I looked at it again and found that catching the IllegalArgumentException (and maybe the IllgegalStateException as before) is probably sufficient. In https://github.com/igniterealtime/openfire-hazelcast-plugin/blob/master/src/java/org/jivesoftware/openfire/plugin/util/cache/ClusteredCacheFactory.java#L384, the check whether the node is in the cluster or not is already done and just this IllegalArgumentException is thrown. I.e. the check whether the node is still in the cluster is redundant if the corresponding exception is caught.
https://github.com/igniterealtime/Openfire/pull/1749 is to fix one trigger of the problem. Each cluster node has a local or remote user in its maps for all MUC members. If a node goes down, an OccupantLeftEvent is sent for each member (AND ON EACH NODE) that was online on the node (one after the other). I.e. the presence that the user is offline is also sent to ALL remote users, also to the ones that were online on the offline node and for which no OccupantLeftEvent was sent yet.

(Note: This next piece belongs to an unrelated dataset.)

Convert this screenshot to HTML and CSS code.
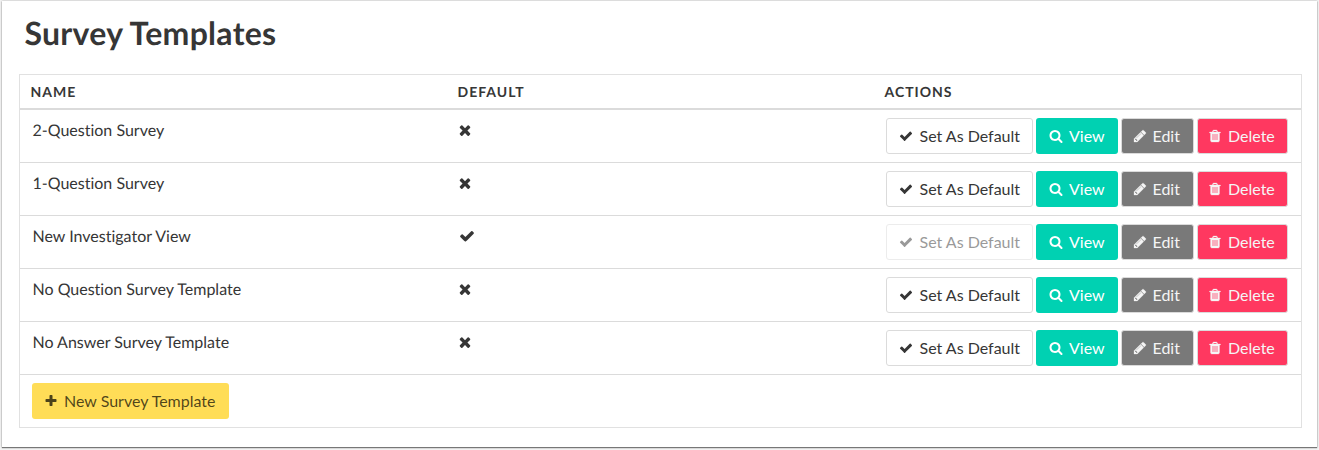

The exception is thrown if the cache of the routing table has not yet been updated and the route to the user still exists there.
All exceptions are caught in RotuingTableImpl and only logged, so that this special exception can be suppressed here without any problems.
Also catch the IllegalArgumentException which occurs if the node is not part of the cluster. This can happen even if the isClusterMember check before is true.